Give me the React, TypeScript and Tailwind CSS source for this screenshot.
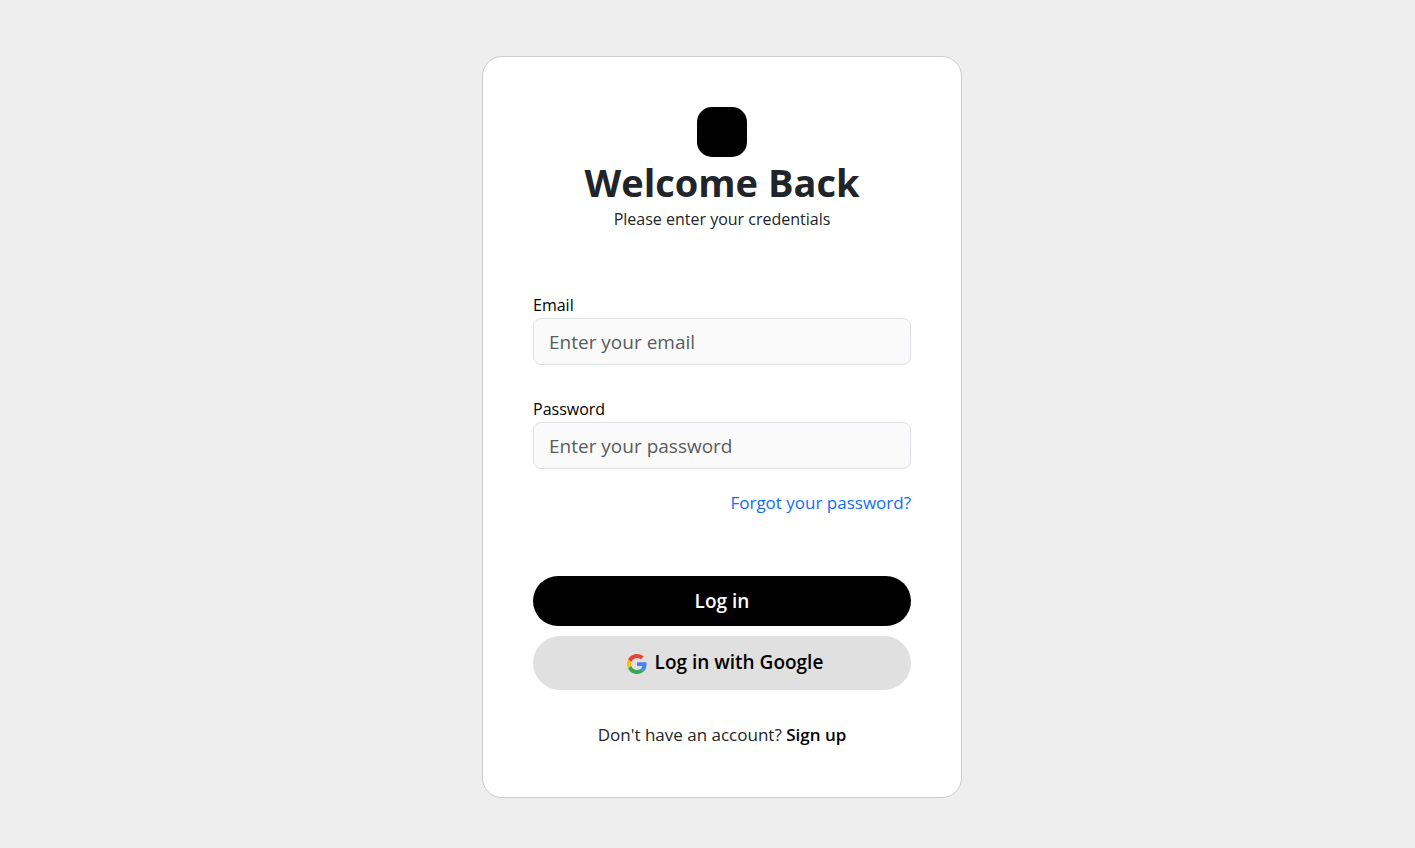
function GoogleIcon() {
  return (
    <svg viewBox="0 0 48 48" className="mt-1 size-5 shrink-0" aria-hidden="true">
      <path fill="#EA4335" d="M24 9.5c3.54 0 6.71 1.22 9.21 3.6l6.85-6.85C35.9 2.38 30.47 0 24 0 14.62 0 6.51 5.38 2.56 13.22l7.98 6.19C12.43 13.72 17.74 9.5 24 9.5z" />
      <path fill="#4285F4" d="M46.98 24.55c0-1.57-.15-3.09-.38-4.55H24v9.02h12.94c-.58 2.96-2.26 5.48-4.78 7.18l7.73 6c4.51-4.18 7.09-10.36 7.09-17.65z" />
      <path fill="#FBBC05" d="M10.53 28.59c-.48-1.45-.76-2.99-.76-4.59s.27-3.14.76-4.59l-7.98-6.19C.92 16.46 0 20.12 0 24c0 3.88.92 7.54 2.56 10.78l7.97-6.19z" />
      <path fill="#34A853" d="M24 48c6.48 0 11.93-2.13 15.89-5.81l-7.73-6c-2.15 1.45-4.92 2.3-8.16 2.3-6.26 0-11.57-4.22-13.47-9.91l-7.98 6.19C6.51 42.62 14.62 48 24 48z" />
    </svg>
  );
}

type FieldProps = { id: string; label: string; type: string; placeholder: string };

function Field({ id, label, type, placeholder }: FieldProps) {
  return (
    <div className="flex flex-col">
      <label htmlFor={id} className="text-base leading-[26px]">
        {label}
      </label>
      <input
        id={id}
        type={type}
        placeholder={placeholder}
        className="w-full rounded-lg border border-[#dee2e6] bg-[#fafafa] px-[15px] pt-2.5 pb-2 text-[19px] leading-[27px] placeholder:text-[#595c5f]"
      />
    </div>
  );
}

export default function App() {
  return (
    <main className="flex min-h-screen items-center justify-center bg-[#eeeeee] pt-1.5 pl-[29px] font-['Open_Sans','Noto_Sans',sans-serif] text-[#212529]">
      <section className="w-full max-w-[480px] rounded-[20px] border border-[#cccccc] bg-white p-[50px]">
        <header className="flex flex-col items-center text-center">
          <div className="size-[50px] rounded-[15px] bg-black" />
          <h1 className="text-[38px] leading-[50px] font-bold">Welcome Back</h1>
          <p className="text-base leading-6">Please enter your credentials</p>
        </header>

        <form className="mt-[61px]" onSubmit={(e) => e.preventDefault()}>
          <div className="flex flex-col gap-[31px] text-black">
            <Field id="email" label="Email" type="email" placeholder="Enter your email" />
            <Field id="password" label="Password" type="password" placeholder="Enter your password" />
          </div>
          <div className="mt-[21px] text-right text-[17px] leading-[26px]">
            <a href="#forgot" className="text-[#0d6efd]">
              Forgot your password?
            </a>
          </div>
          <div className="mt-[60px] flex flex-col gap-2.5 text-[19px] font-semibold">
            <button type="submit" className="h-[50px] rounded-full bg-black text-white">
              Log in
            </button>
            <button
              type="button"
              className="flex h-[54px] items-center justify-center gap-2 rounded-full bg-[#e0e0e0] pb-0.5 pl-1.5 text-black"
            >
              <GoogleIcon />
              Log in with Google
            </button>
          </div>
        </form>

        <p className="mt-8 text-center text-[17px] leading-[25px]">
          Don't have an account?{" "}
          <a href="#signup" className="font-semibold text-black">
            Sign up
          </a>
        </p>
      </section>
    </main>
  );
}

• What this task involves: Give again, word for word, every line from the top of the data above to the line holding "string; label: string;", inclusive, with the pictures left out.

• Solution to the exercise:
Give me the React, TypeScript and Tailwind CSS source for this screenshot.
function GoogleIcon() {
  return (
    <svg viewBox="0 0 48 48" className="mt-1 size-5 shrink-0" aria-hidden="true">
      <path fill="#EA4335" d="M24 9.5c3.54 0 6.71 1.22 9.21 3.6l6.85-6.85C35.9 2.38 30.47 0 24 0 14.62 0 6.51 5.38 2.56 13.22l7.98 6.19C12.43 13.72 17.74 9.5 24 9.5z" />
      <path fill="#4285F4" d="M46.98 24.55c0-1.57-.15-3.09-.38-4.55H24v9.02h12.94c-.58 2.96-2.26 5.48-4.78 7.18l7.73 6c4.51-4.18 7.09-10.36 7.09-17.65z" />
      <path fill="#FBBC05" d="M10.53 28.59c-.48-1.45-.76-2.99-.76-4.59s.27-3.14.76-4.59l-7.98-6.19C.92 16.46 0 20.12 0 24c0 3.88.92 7.54 2.56 10.78l7.97-6.19z" />
      <path fill="#34A853" d="M24 48c6.48 0 11.93-2.13 15.89-5.81l-7.73-6c-2.15 1.45-4.92 2.3-8.16 2.3-6.26 0-11.57-4.22-13.47-9.91l-7.98 6.19C6.51 42.62 14.62 48 24 48z" />
    </svg>
  );
}

type FieldProps = { id: string; label: string; type: string; placeholder: string };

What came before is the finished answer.